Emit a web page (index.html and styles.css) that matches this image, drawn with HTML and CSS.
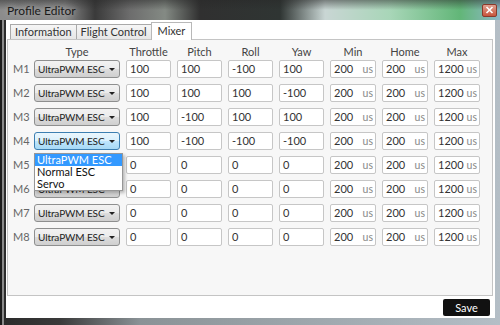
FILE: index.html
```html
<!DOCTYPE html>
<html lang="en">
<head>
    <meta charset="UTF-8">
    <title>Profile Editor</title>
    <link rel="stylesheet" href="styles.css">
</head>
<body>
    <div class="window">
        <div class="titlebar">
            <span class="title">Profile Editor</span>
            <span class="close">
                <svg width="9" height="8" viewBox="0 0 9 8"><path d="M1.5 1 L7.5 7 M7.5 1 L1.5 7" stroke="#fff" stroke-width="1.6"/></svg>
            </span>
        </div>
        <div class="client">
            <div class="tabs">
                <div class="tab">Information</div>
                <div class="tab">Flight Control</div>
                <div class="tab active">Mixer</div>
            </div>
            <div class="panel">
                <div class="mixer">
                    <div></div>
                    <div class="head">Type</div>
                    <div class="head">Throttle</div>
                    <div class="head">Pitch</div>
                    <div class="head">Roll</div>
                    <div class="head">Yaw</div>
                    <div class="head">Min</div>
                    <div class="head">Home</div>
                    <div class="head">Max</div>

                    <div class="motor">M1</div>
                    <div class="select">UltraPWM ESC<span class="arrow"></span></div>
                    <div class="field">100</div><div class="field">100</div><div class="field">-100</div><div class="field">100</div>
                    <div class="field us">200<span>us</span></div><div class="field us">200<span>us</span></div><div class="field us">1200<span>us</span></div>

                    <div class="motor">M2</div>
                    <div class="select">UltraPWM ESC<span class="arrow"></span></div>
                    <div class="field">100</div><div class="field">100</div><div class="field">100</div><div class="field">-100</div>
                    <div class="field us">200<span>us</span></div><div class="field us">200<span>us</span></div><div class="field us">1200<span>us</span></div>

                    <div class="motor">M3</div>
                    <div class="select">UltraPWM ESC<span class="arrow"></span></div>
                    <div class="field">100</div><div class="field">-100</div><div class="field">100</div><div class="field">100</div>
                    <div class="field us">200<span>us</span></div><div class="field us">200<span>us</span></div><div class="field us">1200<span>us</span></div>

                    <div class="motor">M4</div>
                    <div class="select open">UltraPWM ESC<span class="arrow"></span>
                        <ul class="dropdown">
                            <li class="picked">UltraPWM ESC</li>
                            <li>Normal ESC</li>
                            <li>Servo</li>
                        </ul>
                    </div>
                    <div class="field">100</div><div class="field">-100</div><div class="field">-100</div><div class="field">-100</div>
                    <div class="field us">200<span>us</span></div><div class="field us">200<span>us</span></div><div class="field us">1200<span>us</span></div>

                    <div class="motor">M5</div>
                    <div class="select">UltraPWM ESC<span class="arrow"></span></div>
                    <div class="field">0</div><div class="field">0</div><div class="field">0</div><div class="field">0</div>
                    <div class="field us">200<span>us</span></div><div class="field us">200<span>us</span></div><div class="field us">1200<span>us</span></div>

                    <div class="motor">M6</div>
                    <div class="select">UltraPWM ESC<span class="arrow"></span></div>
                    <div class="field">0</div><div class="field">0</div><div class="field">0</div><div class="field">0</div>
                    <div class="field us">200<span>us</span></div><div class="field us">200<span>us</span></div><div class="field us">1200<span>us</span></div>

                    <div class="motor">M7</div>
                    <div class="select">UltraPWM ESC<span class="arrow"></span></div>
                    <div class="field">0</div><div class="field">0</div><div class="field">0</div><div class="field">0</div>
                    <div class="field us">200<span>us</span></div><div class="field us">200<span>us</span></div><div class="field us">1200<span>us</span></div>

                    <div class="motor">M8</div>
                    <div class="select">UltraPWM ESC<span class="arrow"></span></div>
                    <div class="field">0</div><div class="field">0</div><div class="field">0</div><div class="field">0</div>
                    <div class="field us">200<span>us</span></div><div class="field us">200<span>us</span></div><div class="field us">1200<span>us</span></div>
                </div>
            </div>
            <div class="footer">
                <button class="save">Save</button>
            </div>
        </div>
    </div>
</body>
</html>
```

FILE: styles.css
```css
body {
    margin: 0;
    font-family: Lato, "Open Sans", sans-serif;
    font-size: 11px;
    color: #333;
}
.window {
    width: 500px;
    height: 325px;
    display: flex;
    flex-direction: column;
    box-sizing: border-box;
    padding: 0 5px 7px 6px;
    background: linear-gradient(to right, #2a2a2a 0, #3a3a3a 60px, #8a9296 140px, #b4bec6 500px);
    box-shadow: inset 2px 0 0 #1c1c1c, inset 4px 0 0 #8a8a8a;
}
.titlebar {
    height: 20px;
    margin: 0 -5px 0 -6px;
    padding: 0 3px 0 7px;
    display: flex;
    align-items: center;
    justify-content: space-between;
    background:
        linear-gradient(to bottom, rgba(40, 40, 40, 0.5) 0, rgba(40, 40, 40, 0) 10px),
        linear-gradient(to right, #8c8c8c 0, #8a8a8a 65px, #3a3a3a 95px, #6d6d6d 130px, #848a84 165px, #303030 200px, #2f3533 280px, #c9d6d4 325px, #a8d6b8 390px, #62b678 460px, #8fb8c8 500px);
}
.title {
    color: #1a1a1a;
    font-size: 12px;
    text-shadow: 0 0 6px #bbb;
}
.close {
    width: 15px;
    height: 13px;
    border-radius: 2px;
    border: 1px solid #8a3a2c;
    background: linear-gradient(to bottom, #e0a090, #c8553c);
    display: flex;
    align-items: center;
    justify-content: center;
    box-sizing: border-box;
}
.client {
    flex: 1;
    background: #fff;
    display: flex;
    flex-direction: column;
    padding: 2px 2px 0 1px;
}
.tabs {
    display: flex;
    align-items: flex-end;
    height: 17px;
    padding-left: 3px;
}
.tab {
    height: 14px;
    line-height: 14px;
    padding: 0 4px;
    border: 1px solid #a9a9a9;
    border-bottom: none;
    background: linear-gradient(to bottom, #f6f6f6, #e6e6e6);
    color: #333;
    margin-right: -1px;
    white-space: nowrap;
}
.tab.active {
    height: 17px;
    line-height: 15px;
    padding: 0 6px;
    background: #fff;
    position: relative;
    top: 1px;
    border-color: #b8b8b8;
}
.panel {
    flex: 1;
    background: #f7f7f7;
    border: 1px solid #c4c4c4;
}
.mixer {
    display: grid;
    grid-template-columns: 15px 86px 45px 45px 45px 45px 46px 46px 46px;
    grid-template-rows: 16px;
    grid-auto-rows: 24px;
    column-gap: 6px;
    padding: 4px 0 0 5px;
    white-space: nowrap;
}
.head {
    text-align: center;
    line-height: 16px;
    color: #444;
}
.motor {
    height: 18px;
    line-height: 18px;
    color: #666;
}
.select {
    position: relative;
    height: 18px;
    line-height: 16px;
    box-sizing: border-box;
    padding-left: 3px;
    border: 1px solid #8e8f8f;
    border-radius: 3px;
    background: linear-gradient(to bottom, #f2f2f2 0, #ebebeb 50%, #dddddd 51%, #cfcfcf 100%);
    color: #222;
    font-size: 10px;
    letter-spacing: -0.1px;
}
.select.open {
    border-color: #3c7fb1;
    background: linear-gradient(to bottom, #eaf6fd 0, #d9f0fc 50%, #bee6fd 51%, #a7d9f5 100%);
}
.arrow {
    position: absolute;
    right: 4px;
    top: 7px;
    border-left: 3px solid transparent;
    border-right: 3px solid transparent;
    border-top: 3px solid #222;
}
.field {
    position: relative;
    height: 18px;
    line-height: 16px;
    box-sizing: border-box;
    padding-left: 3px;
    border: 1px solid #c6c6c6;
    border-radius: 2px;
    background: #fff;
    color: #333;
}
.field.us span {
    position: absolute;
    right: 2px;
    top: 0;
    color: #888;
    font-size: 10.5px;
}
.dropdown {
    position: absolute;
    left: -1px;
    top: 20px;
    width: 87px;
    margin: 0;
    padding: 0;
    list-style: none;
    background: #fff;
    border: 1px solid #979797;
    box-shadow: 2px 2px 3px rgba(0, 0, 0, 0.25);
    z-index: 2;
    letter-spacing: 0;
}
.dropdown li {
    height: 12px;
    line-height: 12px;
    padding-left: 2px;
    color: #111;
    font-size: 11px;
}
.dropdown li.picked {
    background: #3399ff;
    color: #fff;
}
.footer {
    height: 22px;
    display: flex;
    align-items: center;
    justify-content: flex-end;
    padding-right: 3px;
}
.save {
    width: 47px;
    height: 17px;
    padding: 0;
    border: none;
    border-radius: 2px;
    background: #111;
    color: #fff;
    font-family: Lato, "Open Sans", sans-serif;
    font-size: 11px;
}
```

# INSTRUCTIONS TO FOLLOW:
Your answer should be a single number: the count of lines containing the word "styles".

# TASK OUTPUT:
3